What’s the Difference Between American and European Fanta?
Photo by Renato Trentin/Unsplash
Ten years ago, on my first trip outside of the United States, I stood bleary-eyed at an Italian train station at 7 a.m., ready to catch a train “home” from a weekend traveling to the village I was staying in for the summer while I studied. I had woken up 30 minutes earlier after a handful of hours in bed, and my plan was to fall promptly back asleep after boarding the train and showing the conductor that I had, despite the language barrier, actually purchased the correct ticket.
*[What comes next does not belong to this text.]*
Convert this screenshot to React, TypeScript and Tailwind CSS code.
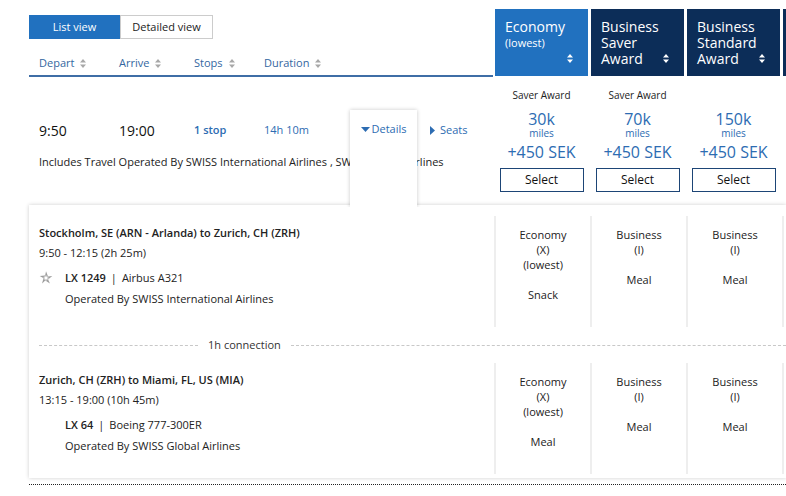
import React from 'react';

const BLUE = '#2d6cb2';

function SortIcon({ color = '#a8a8a8' }: { color?: string }) {
  return (
    <svg width="6" height="9" viewBox="0 0 6 9" className="shrink-0">
      <path d="M3 0L6 3.4H0Z M3 9L0 5.6H6Z" fill={color} />
    </svg>
  );
}

function StarLogo() {
  const arms = [0, 72, 144, 216, 288];
  return (
    <svg width="14" height="14" viewBox="-10 -10 20 20">
      {arms.map((a) => (
        <polygon
          key={a}
          points="0,-9.5 2.8,-2.4 -1.3,-3"
          fill="#9c9c9c"
          transform={`rotate(${a})`}
        />
      ))}
      {arms.map((a) => (
        <polygon
          key={'b' + a}
          points="2.8,-2.4 1.3,3 4.5,1.5"
          fill="#c2c2c2"
          transform={`rotate(${a})`}
        />
      ))}
    </svg>
  );
}

const headers = [
  { lines: ['Economy'], sub: '(lowest)', bg: 'bg-[#2171bf]', icon: true },
  { lines: ['Business', 'Saver', 'Award'], bg: 'bg-[#0c2d58]', icon: true },
  { lines: ['Business', 'Standard', 'Award'], bg: 'bg-[#0c2d58]', icon: true },
  { lines: [], bg: 'bg-[#0c2d58]', icon: false },
];

const fares = [
  { label: 'Saver Award', miles: '30k' },
  { label: 'Saver Award', miles: '70k' },
  { label: '', miles: '150k' },
];

type Cell = { cabin: string; code: string; lowest?: boolean; meal: string };

function Segment({
  route,
  times,
  flight,
  aircraft,
  operator,
  star,
  cells,
}: {
  route: string;
  times: string;
  flight: string;
  aircraft: string;
  operator: string;
  star?: boolean;
  cells: Cell[];
}) {
  return (
    <div className="flex">
      <div className="w-[465px] shrink-0 pl-[10px] pt-[9px] text-[11px] leading-[16px] text-[#222]">
        <div className="font-semibold">{route}</div>
        <div className="mt-[4px]">{times}</div>
        <div className="mt-[9px] flex items-center">
          <div className="flex w-[26px] justify-start">{star && <StarLogo />}</div>
          <span className="font-semibold">{flight}</span>
          <span className="mx-[5px]">|</span>
          <span>{aircraft}</span>
        </div>
        <div className="mt-[5px] pl-[26px]">{operator}</div>
      </div>
      {cells.map((c, i) => (
        <div
          key={i}
          className="flex h-[111px] w-[96px] shrink-0 flex-col items-center border-l-2 border-[#eeeeee] pt-[11px] text-[11px] leading-[15px] text-[#222]"
        >
          {c.cabin && (
            <>
              <div>{c.cabin}</div>
              <div>{c.code}</div>
              {c.lowest && <div>(lowest)</div>}
              <div className="mt-[15px]">{c.meal}</div>
            </>
          )}
        </div>
      ))}
    </div>
  );
}

export default function App() {
  const cells1: Cell[] = [
    { cabin: 'Economy', code: '(X)', lowest: true, meal: 'Snack' },
    { cabin: 'Business', code: '(I)', meal: 'Meal' },
    { cabin: 'Business', code: '(I)', meal: 'Meal' },
    { cabin: '', code: '', meal: '' },
  ];
  const cells2: Cell[] = [
    { cabin: 'Economy', code: '(X)', lowest: true, meal: 'Meal' },
    { cabin: 'Business', code: '(I)', meal: 'Meal' },
    { cabin: 'Business', code: '(I)', meal: 'Meal' },
    { cabin: '', code: '', meal: '' },
  ];

  return (
    <div className="h-[496px] w-[786px] overflow-hidden bg-white font-['Open_Sans',sans-serif] text-[#222]">
      {/* header */}
      <div className="flex pl-[29px]">
        <div className="flex h-[77px] w-[464px] shrink-0 flex-col border-b-2 border-[#3f6ea6]">
          <div className="mt-[15px] flex h-[24px] w-[184px] text-[11px]">
            <div className="flex w-[91px] items-center justify-center bg-[#2171bf] text-white">List view</div>
            <div className="flex flex-1 items-center justify-center border border-[#cccccc] bg-white text-[#222]">
              Detailed view
            </div>
          </div>
          <div className="mt-[16px] flex h-[16px] items-center pl-[10px] text-[11px] text-[#34679f]">
            <div className="flex w-[80px] items-center gap-[6px]">
              Depart <SortIcon />
            </div>
            <div className="flex w-[75px] items-center gap-[6px]">
              Arrive <SortIcon />
            </div>
            <div className="flex w-[70px] items-center gap-[6px]">
              Stops <SortIcon />
            </div>
            <div className="flex items-center gap-[6px]">
              Duration <SortIcon />
            </div>
          </div>
        </div>
        <div className="ml-[2px] mt-[9px] flex gap-[3px]">
          {headers.map((h, i) => (
            <div key={i} className={`flex h-[67px] w-[93px] shrink-0 ${h.bg} text-white`}>
              <div className="flex-1 pl-[10px] pt-[10px] text-[14px] leading-[16px]">
                {h.lines.map((l) => (
                  <div key={l}>{l}</div>
                ))}
                {h.sub && <div className="text-[11px] leading-[16px]">{h.sub}</div>}
              </div>
              {h.icon && (
                <div className="mb-[13px] mr-[15px] self-end">
                  <SortIcon color="#ffffff" />
                </div>
              )}
            </div>
          ))}
        </div>
      </div>

      {/* flight row */}
      <div className="flex h-[128px] pl-[29px]">
        <div className="relative w-[464px] shrink-0 pl-[10px]">
          <div className="mt-[43px] flex h-[20px] items-center">
            <div className="w-[80px] text-[14px] text-[#111]">9:50</div>
            <div className="w-[75px] text-[14px] text-[#111]">19:00</div>
            <div className="w-[70px] text-[11px] font-semibold" style={{ color: BLUE }}>
              1 stop
            </div>
            <div className="w-[86px] text-[11px]" style={{ color: BLUE }}>
              14h 10m
            </div>
            <div className="w-[67px]" />
            <div className="ml-[13px] flex items-center gap-[5px] text-[11px]" style={{ color: BLUE }}>
              <svg width="5" height="9" viewBox="0 0 5 9">
                <path d="M0 0L5 4.5L0 9Z" fill={BLUE} />
              </svg>
              Seats
            </div>
          </div>
          <div className="mt-[14px] text-[11px] leading-[16px]">
            Includes Travel Operated By SWISS International Airlines , SWISS Global Airlines
          </div>
          <div className="absolute left-[321px] top-[33px] z-10 flex h-[97px] w-[67px] justify-center bg-white pt-[11px] shadow-[0_0_4px_rgba(0,0,0,0.22)] [clip-path:inset(-6px_-6px_0_-6px)]">
            <div className="flex h-[16px] items-center gap-[2px] text-[11px]" style={{ color: BLUE }}>
              <svg width="9" height="5" viewBox="0 0 9 5">
                <path d="M0 0H9L4.5 5Z" fill={BLUE} />
              </svg>
              Details
            </div>
          </div>
        </div>
        {fares.map((f, i) => (
          <div key={i} className="flex w-[96px] shrink-0 flex-col items-center pl-[1px] pt-[10px]">
            <div className="h-[16px] text-[10px] leading-[16px] text-[#222]">{f.label}</div>
            <div className="mt-[7px] text-[16px] leading-[18px]" style={{ color: BLUE }}>
              {f.miles}
            </div>
            <div className="text-[10px] leading-[10px]" style={{ color: BLUE }}>
              miles
            </div>
            <div className="mt-[4px] text-[16px] leading-[20px]" style={{ color: BLUE }}>
              +450 SEK
            </div>
            <button className="mt-[6px] h-[24px] w-[84px] border border-[#1d4576] bg-white text-[12px] text-[#111]">
              Select
            </button>
          </div>
        ))}
      </div>

      {/* details panel */}
      <div className="ml-[29px] bg-white pb-[4px] shadow-[0_0_4px_rgba(0,0,0,0.2)]">
        <div className="pt-[11px]">
          <Segment
            route="Stockholm, SE (ARN - Arlanda) to Zurich, CH (ZRH)"
            times="9:50 - 12:15 (2h 25m)"
            flight="LX 1249"
            aircraft="Airbus A321"
            operator="Operated By SWISS International Airlines"
            star
            cells={cells1}
          />
        </div>
        <div className="flex h-[36px] items-center text-[11px] text-[#333]">
          <div className="ml-[10px] w-[159px] border-t border-dashed border-[#c8c8c8]" />
          <div className="mx-[10px]">1h connection</div>
          <div className="flex-1 border-t border-dashed border-[#c8c8c8]" />
        </div>
        <Segment
          route="Zurich, CH (ZRH) to Miami, FL, US (MIA)"
          times="13:15 - 19:00 (10h 45m)"
          flight="LX 64"
          aircraft="Boeing 777-300ER"
          operator="Operated By SWISS Global Airlines"
          cells={cells2}
        />
      </div>
      <div className="ml-[29px] mt-[6px] border-t border-dotted border-[#222]" />
    </div>
  );
}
I needed something to drink, but keen as I was to fall back asleep, the seemingly ubiquitous doppio didn’t seem like a great idea. I walked to the train station café anyway and took stock of the different options before me. It was then that I witnessed a sight I will never forget: a bottle of orange Fanta, but not like any Fanta I’d ever seen in the past. The liquid in the bottle was devoid of the neon orange potion I had pounded back at every opportunity as a child and was instead a watery yellow color. It looked, frankly, like orange juice.
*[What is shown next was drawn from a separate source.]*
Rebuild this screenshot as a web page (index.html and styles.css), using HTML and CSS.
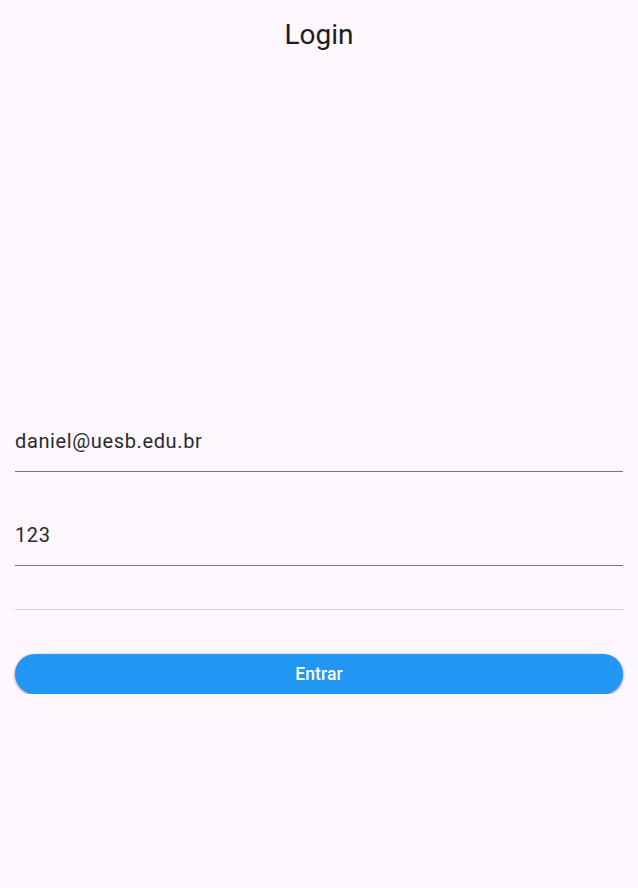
FILE: index.html
```html
<!DOCTYPE html>
<html lang="pt">
<head>
<meta charset="utf-8">
<title>Login</title>
<link rel="stylesheet" href="styles.css">
</head>
<body>
<header class="appbar"><h1 class="title">Login</h1></header>
<main class="form">
  <div class="field field-email"><span class="value">daniel@uesb.edu.br</span></div>
  <div class="field field-pass"><span class="value">123</span></div>
  <div class="field field-empty"></div>
  <button class="btn" type="button">Entrar</button>
</main>
</body>
</html>
```
FILE: styles.css
```css
html, body {
  margin: 0;
  padding: 0;
  background: #fef7ff;
  font-family: Roboto, "Noto Sans", sans-serif;
  color: #1d1b20;
}
.appbar {
  height: 69px;
  display: flex;
  align-items: center;
  justify-content: center;
}
.title {
  margin: 0;
  font-size: 28px;
  font-weight: 400;
  line-height: 35px;
  color: #1d1b20;
}
.form {
  padding: 345px 15px 0;
  display: flex;
  flex-direction: column;
}
.field {
  padding: 12px 0 15px;
  line-height: 30px;
  font-size: 20px;
  letter-spacing: 0.625px;
  border-bottom: 1px solid #79747e;
  color: #2b2930;
}
.field-pass { margin-top: 36px; }
.field-empty {
  padding: 0;
  height: 43px;
  border-bottom-color: #d6d0d9;
}
.btn {
  margin-top: 44px;
  height: 40px;
  border: none;
  border-radius: 20px;
  background: #2196f3;
  color: #fff;
  font-family: Roboto, "Noto Sans", sans-serif;
  font-size: 17.5px;
  font-weight: 500;
  letter-spacing: 0.125px;
  box-shadow: 0 1px 2px rgba(0,0,0,0.3), 0 1px 3px 1px rgba(0,0,0,0.15);
  padding: 0;
}
```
I was sure I wasn’t going to enjoy this strange, anemic-looking Fanta, but I ordered it anyway out of a burning curiosity. Why did it look like that? What did it even taste like? And did Italians actually buy this stuff? After rummaging in my purse for the correct combination of coins, I unscrewed the cap of the bottle, brought it to my lips and took a swift, cursory swig. I was shocked. This orange Fanta, this oddly watery soda, somehow tasted better than the nuclear waste-colored version I’d grown up with all my life. Who could’ve guessed that toxic-looking artificial dyes don’t actually make soda taste better?